Jamiya Chamia Sammuels
Walmajarri language group, Nyapuru skin group
Paruku Indigenous Protected Area
Chamia’s country is Nyarna or Lake Stretch, where she was born with green budgerigar dreaming. Chamia’s father, Wimpingkil Roger was a drover on the Canning Stock Route, and as a girl she worked on Billiluna station. Chamia is a senior and respected law woman and has spent many years teaching children and young women the songs, stories, dances and cultural knowledge of their country.
2007, by Veronica Lulu, Anna Johns, Shirley Brown, Lyn Manson, Wendy Wise, Bessie Doonday, Chamia Sammuels, Daisy Kungah and Kim Mahood
acrylic on canvas, 310×146 cm
Paruku Indigenous Protected Area Collection
In 2001 the native title rights of the Tjurabalan people were recognised by the Federal Court of Australia. More than 4300 square kilometres of their traditional lake Country was declared to be an Indigenous Protected Area.
Today the Paruku Indigenous Protected Area is managed by Tjurabalan traditional owners.

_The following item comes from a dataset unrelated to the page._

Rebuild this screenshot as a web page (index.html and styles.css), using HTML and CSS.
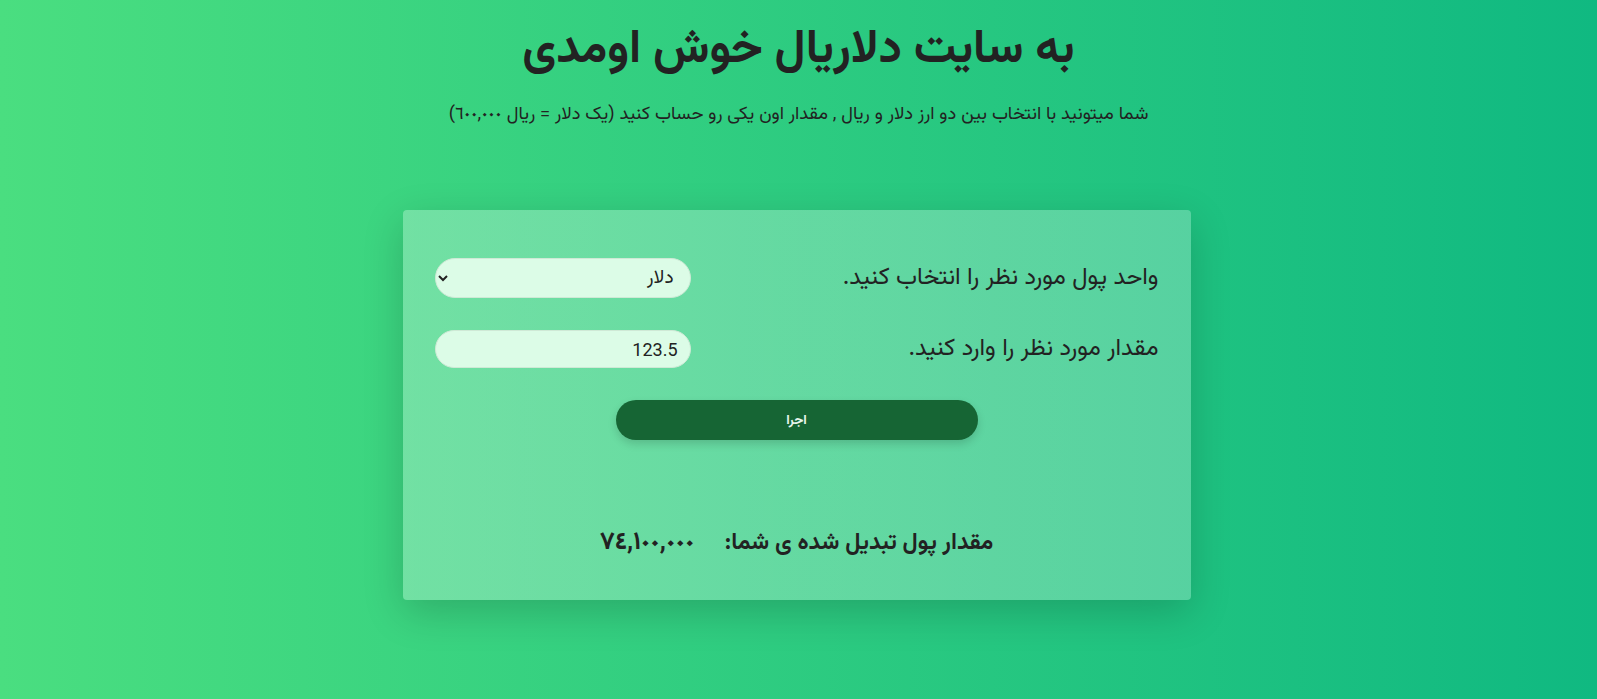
FILE: index.html
```html
<!DOCTYPE html>
<html lang="fa" dir="rtl">
<head>
<meta charset="utf-8">
<title>دلاریال</title>
<link rel="stylesheet" href="styles.css">
</head>
<body>
<main class="page">
  <header class="hero">
    <h1 class="hero-title">به سایت دلاریال خوش اومدی</h1>
    <p class="hero-sub">شما میتونید با انتخاب بین دو ارز دلار و ریال , مقدار اون یکی رو حساب کنید (یک دلار = ریال ٦٠٠,٠٠٠)</p>
  </header>
  <section class="card">
    <div class="row">
      <label class="row-label" for="unit">واحد پول مورد نظر را انتخاب کنید.</label>
      <select id="unit" class="field field-select">
        <option>دلار</option>
        <option>ریال</option>
      </select>
    </div>
    <div class="row">
      <label class="row-label" for="amount">مقدار مورد نظر را وارد کنید.</label>
      <input id="amount" class="field field-input" type="text" value="123.5">
    </div>
    <div class="actions">
      <button class="run-btn" type="button">اجرا</button>
    </div>
    <p class="result"><span>مقدار پول تبدیل شده ی شما:</span><span class="result-num">٧٤,١٠٠,٠٠٠</span></p>
  </section>
</main>
</body>
</html>
```
FILE: styles.css
```css
* { box-sizing: border-box; }
html, body { margin: 0; height: 100%; }
body {
  font-family: "Vazirmatn", "Noto Sans Arabic", "DejaVu Sans", sans-serif;
  color: #1f2a24;
  background: linear-gradient(90deg, #4ade80 0%, #10b981 100%);
  min-height: 699px;
}
.page {
  display: flex;
  flex-direction: column;
  align-items: center;
}
.hero {
  text-align: center;
}
.hero-title {
  margin: 23px 0 0;
  font-size: 47px;
  line-height: 56px;
  font-weight: bold;
  color: #222;
}
.hero-sub {
  margin: 25px 0 0;
  font-size: 18.3px;
  line-height: 22px;
  color: #222;
}
.card {
  margin-top: 84px;
  width: 788px;
  height: 390px;
  padding: 48px 32px 0;
  border-radius: 4px;
  background: linear-gradient(90deg, rgba(255,255,255,0.28), rgba(255,255,255,0.25));
  box-shadow: 0 12px 40px rgba(0,0,0,0.18);
  display: flex;
  flex-direction: column;
  transform: translateX(-2px);
}
.row {
  display: flex;
  align-items: center;
  justify-content: space-between;
}
.row + .row { margin-top: 32px; }
.row-label {
  font-size: 24px;
  line-height: 30px;
  color: #222;
}
.field {
  width: 256px;
  border: 1px solid #cfe9d6;
  border-radius: 20px;
  background: #dcfce7;
  color: #222;
  outline: none;
}
.field-select {
  height: 40px;
  font-family: inherit;
  font-size: 19px;
  padding: 0 12px 0 6px;
}
.field-input {
  height: 38px;
  font-family: Roboto, "Liberation Sans", sans-serif;
  font-size: 18px;
  text-align: right;
  padding: 0 12px;
}
.actions {
  display: flex;
  justify-content: center;
  margin-top: 32px;
}
.run-btn {
  width: 362px;
  height: 40px;
  border: none;
  border-radius: 20px;
  background: #166534;
  color: #e8f5ec;
  font-family: inherit;
  font-weight: bold;
  font-size: 13.5px;
  box-shadow: 0 4px 8px rgba(0,0,0,0.15);
}
.result {
  margin: 88px 0 0;
  text-align: center;
  font-size: 23px;
  line-height: 30px;
  font-weight: bold;
  color: #222;
  display: flex;
  justify-content: center;
  gap: 30px;
}
.result-num { font-size: 25px; }
```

Its diverse activities focus on protecting cultural heritage, managing the Paruku (Lake Gregory) lake system’s ecological biodiversity and passing on traditional knowledge to younger generations.
Kartiya [white people] used to keep him, that land, but people knew it was for them. My brother [Rex Johns] said, ‘We gotta keep the stories alive, the land alive. We all staying in Mulan now, that’s our country.’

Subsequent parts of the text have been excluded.